Modified: spamassassin/branches/jm_re2c_hacks/rules/20_html_tests.cf
URL: http://svn.apache.org/viewvc/spamassassin/branches/jm_re2c_hacks/rules/20_html_tests.cf?view=diff&rev=467701&r1=467700&r2=467701
==============================================================================
--- spamassassin/branches/jm_re2c_hacks/rules/20_html_tests.cf (original)

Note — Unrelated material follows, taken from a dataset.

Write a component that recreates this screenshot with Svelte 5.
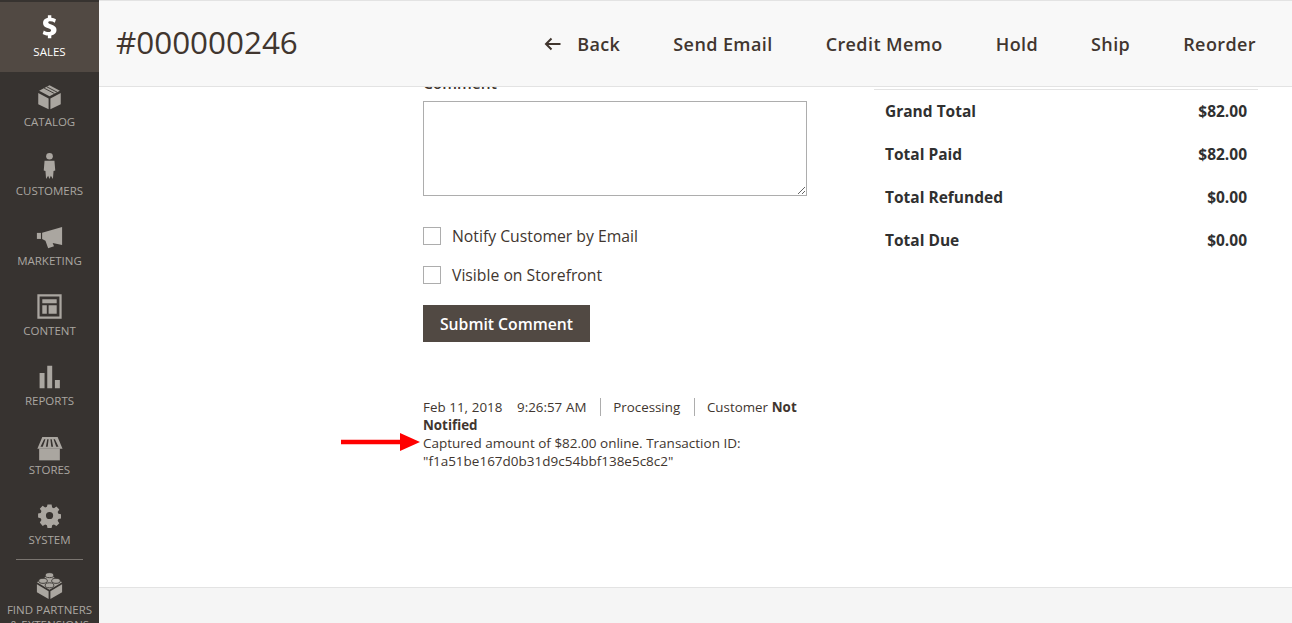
<script lang="ts">
  const navItems = [
    { id: 'sales', label: 'Sales', active: true },
    { id: 'catalog', label: 'Catalog' },
    { id: 'customers', label: 'Customers' },
    { id: 'marketing', label: 'Marketing' },
    { id: 'content', label: 'Content' },
    { id: 'reports', label: 'Reports' },
    { id: 'stores', label: 'Stores' },
    { id: 'system', label: 'System' },
  ];

  const actions = ['Send Email', 'Credit Memo', 'Hold', 'Ship', 'Reorder'];

  const totals = [
    { label: 'Grand Total', value: '$82.00' },
    { label: 'Total Paid', value: '$82.00' },
    { label: 'Total Refunded', value: '$0.00' },
    { label: 'Total Due', value: '$0.00' },
  ];
</script>

{#snippet navIcon(id: string)}
  <svg class="nav-icon" viewBox="0 0 30 30" aria-hidden="true">
    {#if id === 'sales'}
      <path d="M13.200 1.500h3.800v2.800c2 .2 3.700.7 5.200 1.500l-1.300 3.800c-1.600-.9-3.300-1.500-5-1.500-1.600 0-2.300.6-2.300 1.400 0 1 1 1.500 3.300 2.300 4 1.300 5.900 3 5.900 6.100 0 3.100-2.100 5.400-5.800 6V27h-3.800v-3c-2.200-.1-4.400-.8-5.800-1.800l1.300-3.900c1.600 1 3.500 1.800 5.400 1.800 1.700 0 2.700-.7 2.700-1.700 0-1.100-1-1.700-3.200-2.500-3.400-1.100-5.800-2.700-5.800-6 0-2.900 2-5.100 5.400-5.700z" />
    {:else if id === 'catalog'}
      <path d="M15 1.500l11.500 6-11.500 6-11.500-6z" />
      <path class="cut" d="M9 4.600l11.500 6M12 3.100l11.500 6" />
      <path d="M2.500 10l11.500 6v12L2.500 22.500zM27.500 10v12.500L16 28V16z" />
    {:else if id === 'customers'}
      <circle cx="15" cy="3.600" r="3.700" />
      <path d="M9.500 8.500h11l.9 11-1.900.6-.7 8.900-2.300-3.700-1.500 3.700-1.500-3.700-2.300 3.700-.7-8.900-1.900-.6z" />
    {:else if id === 'marketing'}
      <path d="M1 11h4.500v6.700H1z" />
      <path d="M6.800 10.700L29 4.500v20l-10.500-2.200 1.500 3.400-6.500 2.300-3-8.200-3.700-2z" />
    {:else if id === 'content'}
      <path fill-rule="evenodd" d="M1.500 1.500h27v27h-27zM4 4v22h22V4zM7 7h16v4.500H7zM7 13.500h5V23H7zM14 13.500h9V23h-9z" />
    {:else if id === 'reports'}
      <path d="M4 11h5.500v17H4zM12.500 3h5.500v25h-5.500zM21 19h5.500v9H21z" />
    {:else if id === 'stores'}
      <path fill-rule="evenodd" d="M7 5.500h17l5.500 13H1.500zM9 8L5 16.500h2.500L10.500 8zM12.500 8l-1.500 8.500h2L14 8zM16 8l1 8.500h2L17.500 8zM19.500 8l3 8.500H25L21 8z" />
      <path d="M3.500 18.500h23v13h-23z" />
    {:else if id === 'system'}
      <path transform="translate(1.400 1) scale(.91)" fill-rule="evenodd" d="M12.500 2h5l.7 3.600 2.200.9 3-2 3.500 3.500-2 3 .9 2.200 3.200.7v5l-3.200.7-.9 2.200 2 3-3.500 3.500-3-2-2.200.9-.7 3.300h-5l-.7-3.300-2.200-.9-3 2L3.100 23.800l2-3-.9-2.200L1 17.900v-5l3.200-.7.9-2.200-2-3 3.500-3.500 3 2 2.200-.9zM15 11a4.400 4.400 0 1 0 0 8.800 4.400 4.400 0 0 0 0-8.800z" />
    {:else if id === 'partners'}
      <path d="M15 3L29 11.500 15 19.800 1 11.500z" />
      <ellipse class="stud" cx="15" cy="3.500" rx="4.800" ry="2.800" />
      <ellipse class="stud" cx="7.800" cy="9.800" rx="4.800" ry="2.800" />
      <ellipse class="stud" cx="22.200" cy="9.800" rx="4.800" ry="2.800" />
      <ellipse class="stud" cx="15" cy="14.800" rx="4.800" ry="2.800" />
      <path d="M1 13.500l13 7.800V30L1 22.500zM29 13.500V22.500L16 30v-8.700z" />
    {/if}
  </svg>
{/snippet}

<div class="admin">
  <nav class="sidebar">
    {#each navItems as item}
      <div class="nav-item" class:active={item.active}>
        {@render navIcon(item.id)}
        <span>{item.label}</span>
      </div>
    {/each}
    <div class="nav-rule"></div>
    <div class="nav-item partners">
      {@render navIcon('partners')}
      <span>Find Partners &amp; Extensions</span>
    </div>
  </nav>

  <div class="main">
    <header class="page-header">
      <h1>#000000246</h1>
      <div class="actions">
        <button class="action back">
          <svg viewBox="0 0 18 14" aria-hidden="true">
            <path d="M16.500 7H2M7.500 1.500L2 7l5.500 5.500" />
          </svg>
          Back
        </button>
        {#each actions as action}
          <button class="action">{action}</button>
        {/each}
      </div>
    </header>

    <div class="content">
      <section class="history">
        <div class="field-label">Comment</div>
        <textarea></textarea>
        <label class="check first"><input type="checkbox" /><span>Notify Customer by Email</span></label>
        <label class="check"><input type="checkbox" /><span>Visible on Storefront</span></label>
        <button class="submit">Submit Comment</button>

        <div class="log">
          <div class="log-meta">
            <span>Feb 11, 2018</span>
            <span class="time">9:26:57 AM</span>
            <span class="status">Processing</span>
            <span class="status">Customer <b>Not Notified</b></span>
          </div>
          <div class="log-note">
            <svg class="arrow" viewBox="0 0 80 18" aria-hidden="true">
              <path d="M0 6.800h59V0L79 9 59 18v-6.800H0z" />
            </svg>
            Captured amount of $82.00 online. Transaction ID: "f1a51be167d0b31d9c54bbf138e5c8c2"
          </div>
        </div>
      </section>

      <section class="totals">
        {#each totals as row}
          <div class="total-row">
            <span>{row.label}</span>
            <span>{row.value}</span>
          </div>
        {/each}
      </section>
    </div>

    <footer class="page-footer"></footer>
  </div>
</div>

<style>
  :global(body) {
    margin: 0;
    background: #fff;
  }

  .admin {
    display: flex;
    height: 623px;
    overflow: hidden;
    font-family: "Open Sans", sans-serif;
    color: #41362f;
  }

  .sidebar {
    flex: 0 0 99px;
    width: 99px;
    box-sizing: border-box;
    padding-top: 2px;
    background: #373330;
    overflow: hidden;
  }

  .nav-item {
    display: flex;
    flex-direction: column;
    align-items: center;
    height: 69.720px;
    box-sizing: border-box;
    padding-top: 12px;
    color: #aaa6a0;
    fill: #aaa6a0;
    font-size: 11.500px;
    line-height: 15px;
    text-transform: uppercase;
    text-align: center;
  }

  .nav-item span {
    margin-top: 3px;
  }

  .nav-item.active {
    background: #514943;
    color: #fff;
    fill: #fff;
  }

  .nav-icon {
    display: block;
    width: 27px;
    height: 27px;
    overflow: visible;
  }

  .cut {
    fill: none;
    stroke: #373330;
    stroke-width: 1;
  }

  .stud {
    stroke: #373330;
    stroke-width: 1;
  }

  .nav-rule {
    width: 67px;
    height: 1px;
    margin: -1px auto 0;
    background: #7a7570;
  }

  .partners {
    padding-top: 12px;
  }

  .partners span {
    max-width: 92px;
  }

  .main {
    flex: 1;
    min-width: 0;
    display: flex;
    flex-direction: column;
  }

  .page-header {
    flex: 0 0 87px;
    box-sizing: border-box;
    display: flex;
    align-items: center;
    justify-content: space-between;
    padding: 0 36px 3px 17px;
    background: #f8f8f8;
    border-top: 1px solid #e3e3e3;
    border-bottom: 1px solid #e3e3e3;
  }

  h1 {
    margin: 0;
    font-size: 31.400px;
    font-weight: 400;
    line-height: 40px;
    color: #41362f;
  }

  .actions {
    display: flex;
    gap: 53px;
    padding-top: 3px;
  }

  .action {
    display: flex;
    align-items: center;
    padding: 0;
    border: 0;
    background: none;
    font: 600 18px/24px "Open Sans", sans-serif;
    letter-spacing: 0.4px;
    color: #41362f;
  }

  .back svg {
    width: 18px;
    height: 14px;
    margin-right: 15px;
    fill: none;
    stroke: #41362f;
    stroke-width: 2;
  }

  .content {
    flex: 1;
    min-height: 0;
    display: flex;
    overflow: hidden;
    padding-left: 324px;
  }

  .history {
    width: 384px;
  }

  .field-label {
    margin-top: -14px;
    height: 28px;
    font-size: 15.500px;
    font-weight: 600;
    line-height: 20px;
  }

  textarea {
    display: block;
    box-sizing: border-box;
    width: 384px;
    height: 95px;
    margin: 0;
    border: 1px solid #adadad;
    border-radius: 0;
    background: #fff;
  }

  .check {
    display: flex;
    align-items: center;
    height: 18px;
    margin-top: 21px;
    font-size: 15.750px;
    line-height: 20px;
    color: #41362f;
  }

  .check.first {
    margin-top: 31px;
  }

  .check input {
    appearance: none;
    box-sizing: border-box;
    width: 18px;
    height: 18px;
    margin: 0 11px 0 0;
    border: 1px solid #adadad;
    background: #fff;
  }

  .submit {
    display: block;
    width: 167px;
    height: 37px;
    margin-top: 21px;
    padding: 0;
    border: 0;
    background: #514943;
    color: #fff;
    font: 600 15.750px/20px "Open Sans", sans-serif;
  }

  .log {
    margin-top: 56px;
    font-size: 13.500px;
    line-height: 18px;
    color: #41362f;
  }

  .log-meta {
    font-size: 13.350px;
    word-spacing: 0.300px;
  }

  .time {
    margin-left: 11px;
  }

  /* divider sits on the left edge of each status part */
  .status {
    margin-left: 10px;
    padding-left: 12px;
    border-left: 1px solid #adadad;
  }

  .log-note {
    position: relative;
  }

  .arrow {
    position: absolute;
    left: -82px;
    top: -1px;
    width: 80px;
    height: 18px;
    fill: #f00;
  }

  .totals {
    width: 384px;
    height: 200px;
    box-sizing: border-box;
    margin-left: 67px;
    margin-top: 2px;
    padding: 0 11px;
    border-top: 1px solid #e3e3e3;
  }

  .total-row {
    display: flex;
    justify-content: space-between;
    align-items: center;
    height: 43px;
    box-sizing: border-box;
    padding-bottom: 2px;
    font-size: 15.500px;
    font-weight: 700;
    color: #303030;
  }

  .page-footer {
    flex: 0 0 36px;
    box-sizing: border-box;
    background: #f5f5f5;
    border-top: 1px solid #e3e3e3;
  }
</style>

+++ spamassassin/branches/jm_re2c_hacks/rules/20_html_tests.cf Wed Oct 25 09:15:31 2006
@@ -36,14 +36,10 @@
 describe HTML_SHORT_LINK_IMG_2	HTML is very short with a linked image
 describe HTML_SHORT_LINK_IMG_3	HTML is very short with a linked image
 
-meta HTML_SHORT_COMMENT		(__HTML_LENGTH_512 && __COMMENT_EXISTS)
-describe HTML_SHORT_COMMENT	HTML is very short with HTML comments
 
 meta HTML_SHORT_CENTER		(__HTML_LENGTH_384 && __TAG_EXISTS_CENTER)
 describe HTML_SHORT_CENTER	HTML is very short with CENTER tag
 
-meta HTML_TITLE_LONG		__HTML_TITLE_120 && !__MIME_ATTACHMENT
-describe HTML_TITLE_LONG	HTML title is very long
 
 meta HTML_TITLE_SUBJ_DIFF	__HTML_TITLE_SUBJ_DIFF && !__MIME_ATTACHMENT
 
@@ -75,23 +71,11 @@
 meta JS_FROMCHARCODE            (__JS_FROMCHARCODE && __JS_DOCWRITE)
 describe JS_FROMCHARCODE        Document is built from a Javascript charcode array
 
-# A-Z, a-z, 0-9
-rawbody ENTITY_DEC_ALPHANUM	/\&\#0*(?:4[89]|5[0-7]|6[5-9][78]\d|9[0789]|1[01]\d|12[012])\;/
-describe ENTITY_DEC_ALPHANUM	HTML contains needlessly encoded characters
-
-# ! $ % ' ( ) , - . / : ; = ? @ _
 # a good possible rule that may resurface
+# ! $ % ' ( ) , - . / : ; = ? @ _
 #rawbody ENTITY_DEC_OTHER	/\&\#0*(?:3[3679]|4[014567]|5[89]|6[134]|95)\;/
 #describe ENTITY_DEC_OTHER	HTML contains needlessly encoded punctuation
 
-# thanks to Bob Menschel for this one; bug 4116
-rawbody   HTML_EHTML2         m'</html></html>'i
-describe  HTML_EHTML2         HTML has doubled end HTML tag
-
-# bug 3070
-rawbody HTML_TINY_FONT	/\<.*font\-size\:[ \"]*[01][^0-9]+.*\>/i
-describe HTML_TINY_FONT	body contains 1 or 0-point font
-
 body __HIGHBITS                     /(?:[\x80-\xff].?){4}/
 # note: __HIGHBITS is used by HTML_CHARSET_FARAWAY
 
@@ -103,48 +87,6 @@
 body HTML_MESSAGE		eval:html_test('html')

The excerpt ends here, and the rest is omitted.